Minister of War and Navy
- In office 11 March 1892 – 11 June 1892
- President: Jorge Montt
- Preceded by: Ventura Blanco
- Succeeded by: Luis Arteaga

Minister of War and Navy
- In office 29 August 1891 – 31 August 1891
- President: José Manuel Balmaceda
- Preceded by: Nicanor Ugalde
- Succeeded by: Joaquín Walker Martínez

Minister of War and Navy
- In office 7 November 1889 – 20 January 1890
- President: José Manuel Balmaceda
- Preceded by: Ismael Valdés
- Succeeded by: José Miguel Valdés

Personal details
- Parent(s): Manuel Barros Arana Eugenia Borgoño
- Relatives: Diego Antonio Barros (grandfather) José Manuel Borgoño (grandfather) Diego Barros Arana (uncle) Nicolás Barros Luco and Ramón Barros Luco (first cousins once removed) Manuel Barros Borgoño and Martina Barros Borgoño (siblings)

= Luis Barros Borgoño =

Chilean politician (1858–1943)

Luis Barros Borgoño (/es-419/; March 26, 1858 – July 26, 1943) was a Chilean politician who served as Vice President of Chile in 1925.

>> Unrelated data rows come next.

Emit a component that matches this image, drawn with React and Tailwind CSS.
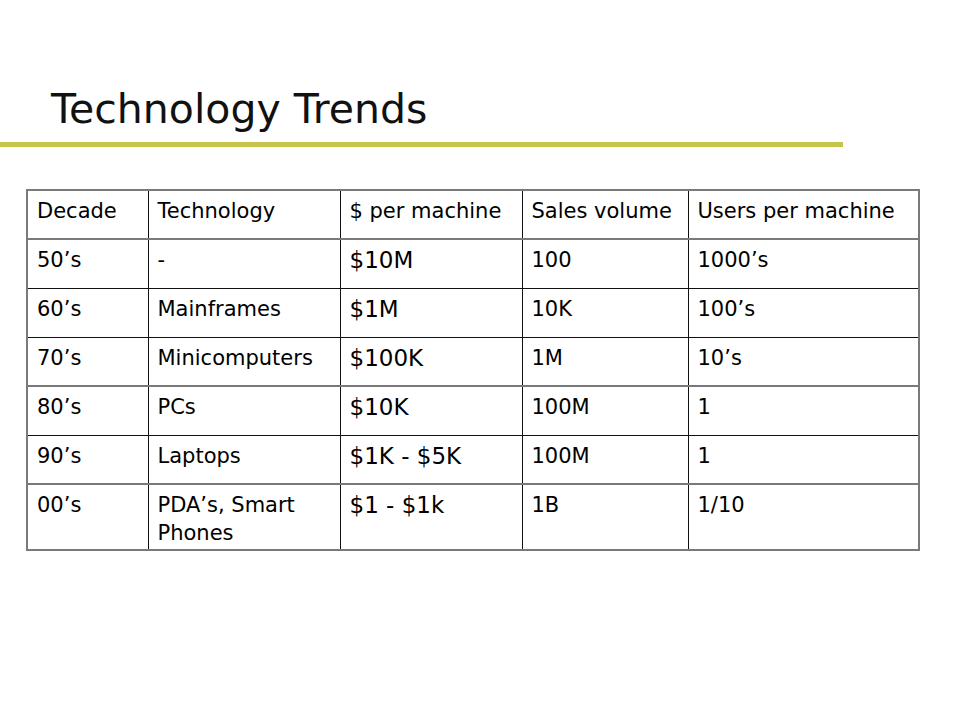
const rows = [
  ['50’s', '-', '$10M', '100', '1000’s'],
  ['60’s', 'Mainframes', '$1M', '10K', '100’s'],
  ['70’s', 'Minicomputers', '$100K', '1M', '10’s'],
  ['80’s', 'PCs', '$10K', '100M', '1'],
  ['90’s', 'Laptops', '$1K - $5K', '100M', '1'],
  ['00’s', 'PDA’s, Smart Phones', '$1 - $1k', '1B', '1/10'],
];

const headers = ['Decade', 'Technology', '$ per machine', 'Sales volume', 'Users per machine'];

// rows whose bottom rule looks grey and heavier in the slide
const greyRule = [true, false, false, true, false, true, true];

export default function App() {
  return (
    <div className="w-[960px] h-[720px] bg-white overflow-hidden font-['DejaVu_Sans',sans-serif] text-black">
      <h1 className="pt-[89px] pl-[51px] text-[41px] leading-[40px] font-normal text-[#111]">
        Technology Trends
      </h1>
      <div className="mt-[13px] h-[5px] w-[843px] bg-[#c5c54b]" />

      <table className="mt-[42px] ml-[26px] w-[892px] table-fixed border-collapse border-2 border-[#7a7a7a] text-[21px] leading-[28px]">
        <colgroup>
          <col className="w-[121px]" />
          <col className="w-[192px]" />
          <col className="w-[182px]" />
          <col className="w-[166px]" />
          <col className="w-[231px]" />
        </colgroup>
        <thead>
          <tr className="h-[49px] border-b-2 border-[#7a7a7a]">
            {headers.map((h, i) => (
              <td
                key={h}
                className={`align-top pl-[9px] pr-1 pt-[6px] whitespace-nowrap ${i > 0 ? 'border-l border-[#111]' : ''}`}
              >
                {h}
              </td>
            ))}
          </tr>
        </thead>
        <tbody>
          {rows.map((r, ri) => (
            <tr
              key={r[0]}
              className={`${ri === rows.length - 1 ? 'h-[66px]' : 'h-[49px]'} ${
                greyRule[ri + 1] ? 'border-b-2 border-[#7a7a7a]' : 'border-b border-[#111]'
              }`}
            >
              {r.map((c, ci) => (
                <td
                  key={ci}
                  className={`align-top pl-[9px] pr-2 pt-[6px] ${ci > 0 ? 'border-l border-[#111]' : ''} ${
                    ci === 2 ? 'text-[23px]' : ''
                  }`}
                >
                  {c}
                </td>
              ))}
            </tr>
          ))}
        </tbody>
      </table>
    </div>
  );
}
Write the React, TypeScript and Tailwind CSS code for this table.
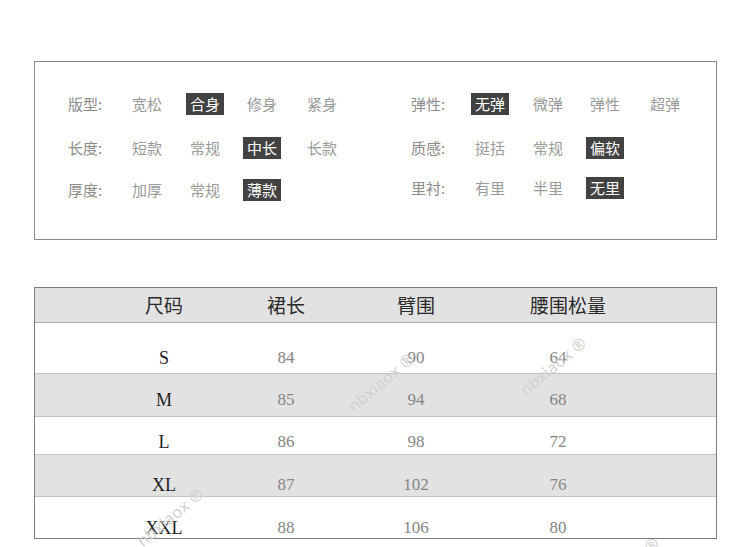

Born in Santiago, he was the son of Manuel Barros Arana and Eugenia Borgoño Vergara. He graduated as a lawyer in 1880, held a position in the Supreme Court in 1884, was Minister of War and Navy on three occasions (1890, 1892 and 1895–96), was Minister of Foreign Affairs twice (1894 and 1918) and Finance Minister in 1901.

As the conservative candidate in the Chilean presidential election of 1920, he faced the liberal Arturo Alessandri and was defeated by a very slim margin. When Alessandri resigned again on October 1, 1925 Vice President Barros became the Acting President though he technically remained Vice-President until December 23, 1925, when Emiliano Figueroa took the office.

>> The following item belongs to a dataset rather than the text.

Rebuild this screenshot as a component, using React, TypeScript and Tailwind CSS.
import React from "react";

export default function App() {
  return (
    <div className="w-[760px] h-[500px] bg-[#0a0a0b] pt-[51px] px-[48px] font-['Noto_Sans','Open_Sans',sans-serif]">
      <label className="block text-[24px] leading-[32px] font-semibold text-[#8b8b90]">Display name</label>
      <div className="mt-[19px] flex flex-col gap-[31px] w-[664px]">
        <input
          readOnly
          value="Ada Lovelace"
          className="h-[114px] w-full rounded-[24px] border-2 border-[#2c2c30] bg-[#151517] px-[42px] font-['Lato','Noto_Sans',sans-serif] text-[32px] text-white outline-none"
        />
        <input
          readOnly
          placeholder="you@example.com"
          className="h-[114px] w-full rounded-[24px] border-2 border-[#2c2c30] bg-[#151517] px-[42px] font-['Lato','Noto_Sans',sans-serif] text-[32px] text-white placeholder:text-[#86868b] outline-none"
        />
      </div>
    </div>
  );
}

During his brief presidency, a decree was introduced on October the 17th 1925 which sought to encourage productive, distributive, and credit cooperative societies; regarding them as legal persons while also according numerous facilities to them.

Barros was also an author who focused on history. He wrote several volumes including The Muzzi Mission, a Life of Admiral Patricio Lynch and Mission in the Plata, in which he defended his uncle, Diego Barros and his participation in the negotiations with Argentina over Patagonia.

== Biography ==

=== Early life and education ===
Barros was born in Santiago on 26 March 1858, the son of Manuel Barros Arana and Eugenia Borgoño Vergara. He was a nephew of the historian and intellectual Diego Barros Arana. He studied law at the University of Chile, graduating in 1880.

=== Public career ===
Barros taught history at the Instituto Nacional, as well as criminal and civil law. He served as dean of the Faculty of Philosophy and Humanities and taught documentary history at the Instituto Pedagógico. He was also president of the Council of Fine Arts and a member of the Council of Public Instruction. In 1884, he served as a prosecutor and rapporteur of the Supreme Court of Chile. He also founded several public funds and institutions, including those related to agriculture, workers' insurance and public employees.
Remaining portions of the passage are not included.